Two months prior to the 2+2 meeting, U.S. Ambassador to the United Nations Nikki Haley encouraged India to rethink its relationship with Iran, including seeking alternative suppliers of oil. The devil is, of course, in the details. India is already suffering from high oil prices and a very weak rupee against the U.S. dollar. This makes it almost impossible for India to switch to an alternative fuel supplier for more than 10 percent of its needs even if there was political will to abandon a rising strategic relationship with Iran. Moreover, there is a good chance that a sanctioned Iran would offer India options to purchase cheaper oil than the market prices using currencies than the U.S. dollar or bartering mechanisms. Back to the overall Indian strategy in its neighborhood, concurrent with hosting Pompeo and U.S. Defense Secretary James Mattis, New Delhi also played host to Iran’s Minister of Roads and Urban Development Abbas Ahmad Akhoundi, who announced the impending handover of the Chabahar Port to an Indian firm and a railway project connecting the port to Iranian city of Zahedan close to the Afghan-Iranian border. The concurrence of the two meetings ought to be seen as a vivid display of New Delhi’s intent to work on enhancing its strategic partnership with the United States while continuing its relations with Iran.
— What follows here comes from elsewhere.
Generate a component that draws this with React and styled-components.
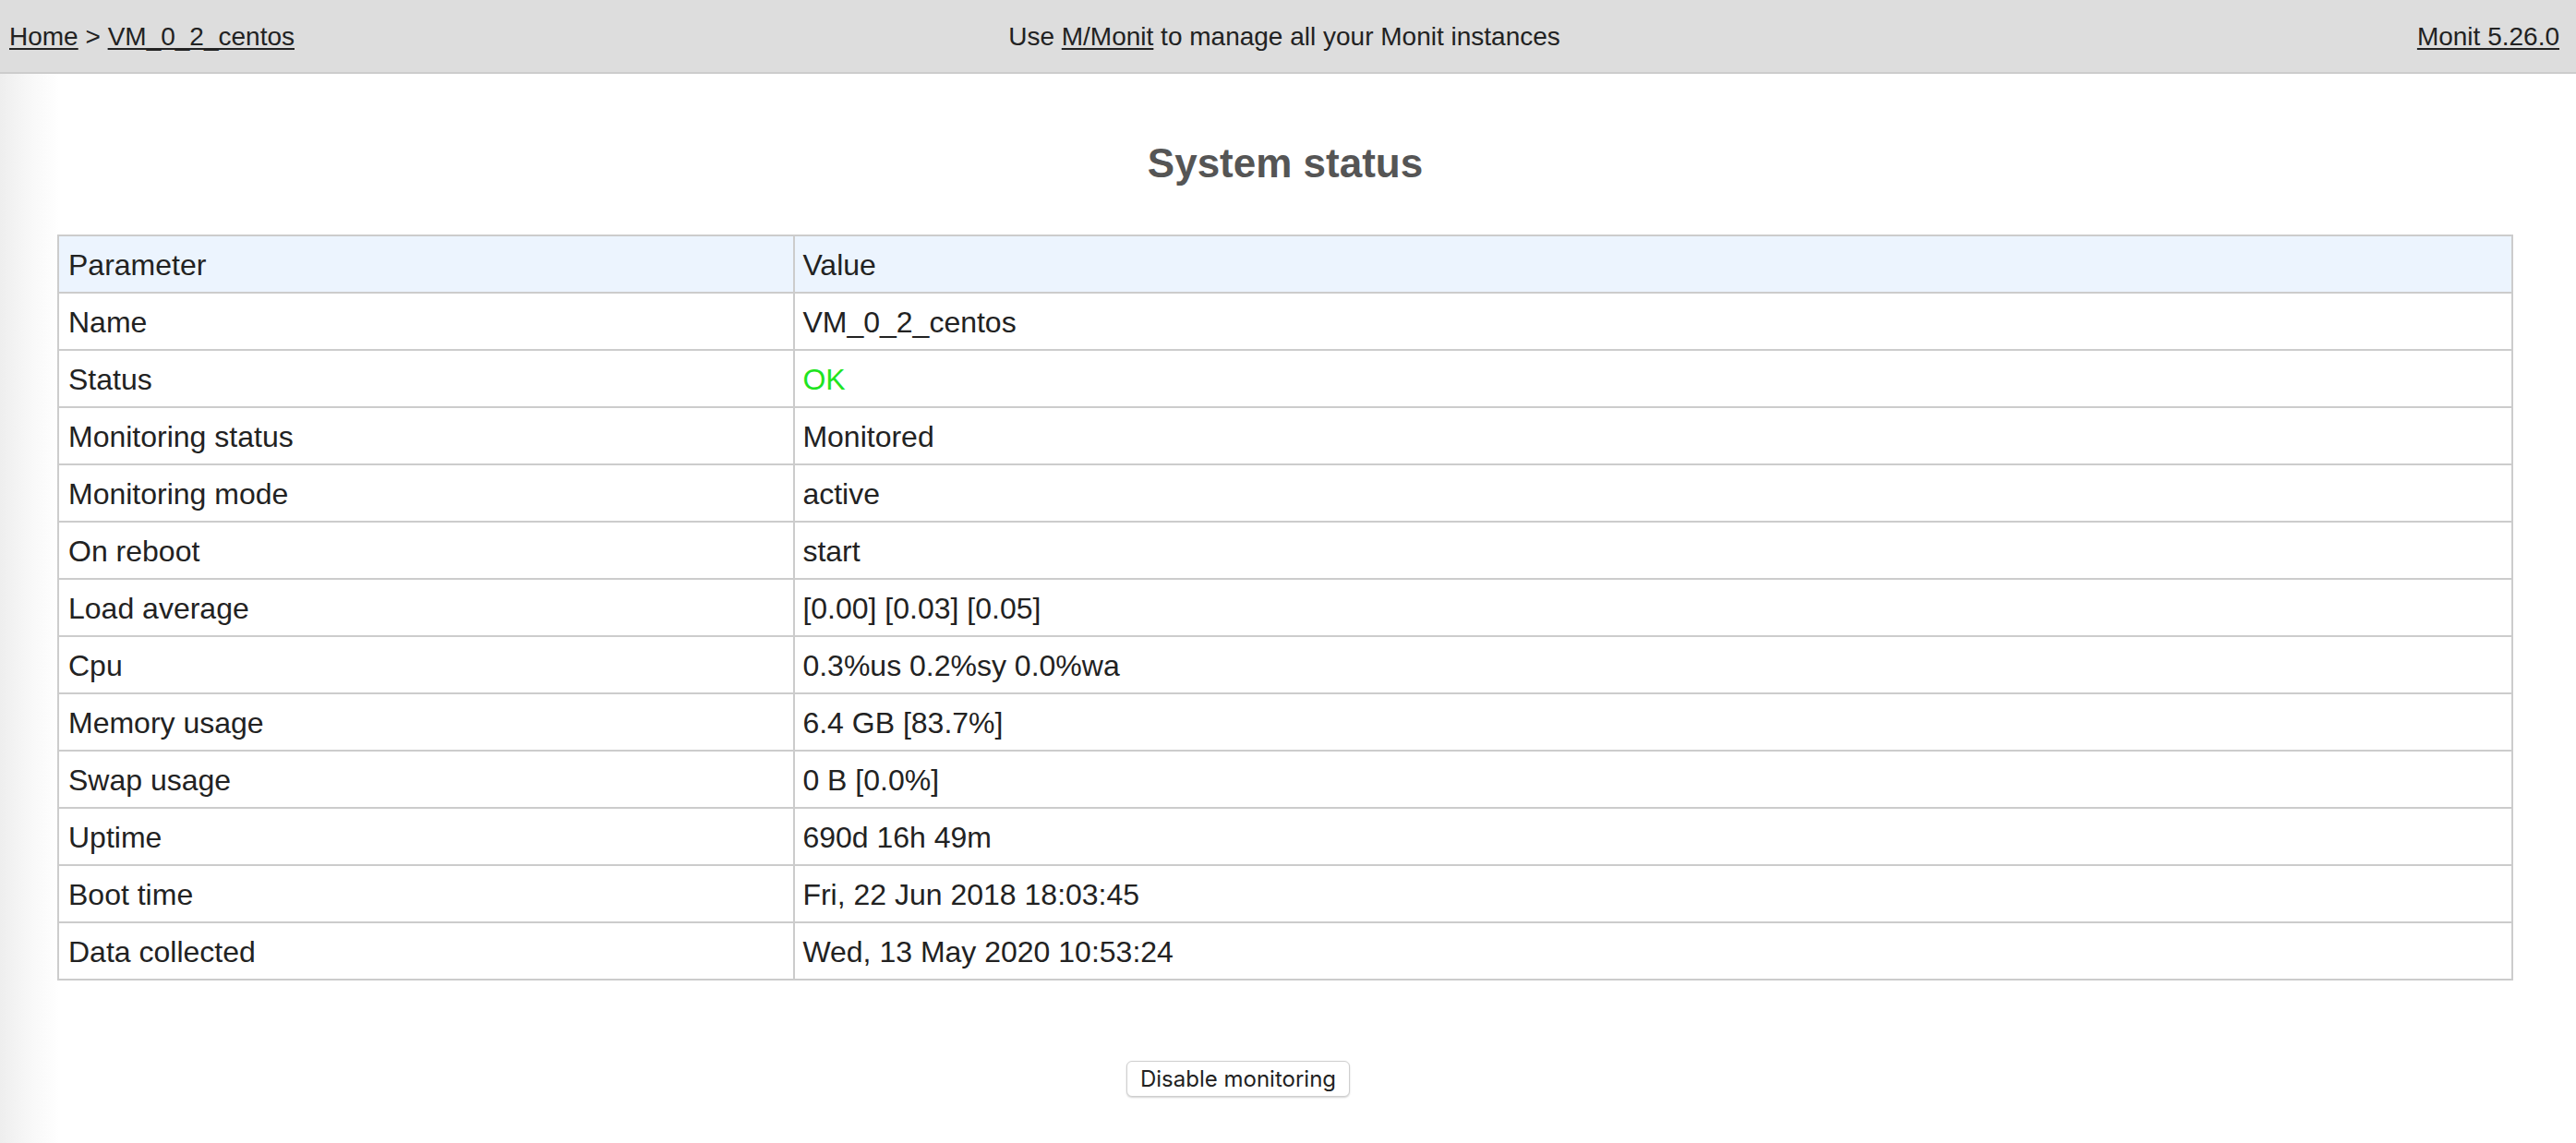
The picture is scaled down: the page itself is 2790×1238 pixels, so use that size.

The success of the JCPOA was not its comprehensiveness of scope nor its spirit, but rather its multilateral nature and its singular and internationally verifiable aim. Iran did not go into the deal giving up much and was rewarded for circumventing and cheating on its international obligations; however, it has abided by the letter of the deal because it is in regime’s interest to do so. The U.S. desire for fundamental changes in Iranian behavior has merit, but the over-application of sanctions on allies and adversaries, most of which are sanctioned for bilateral trading issues with the United States, might be a costly and irreversible undertaking for the long-term strategic power of the United States. In the case of India, the new sanctions have direct significant consequences on an emerging partnership that could become the cornerstone of the U.S. South Asia strategy.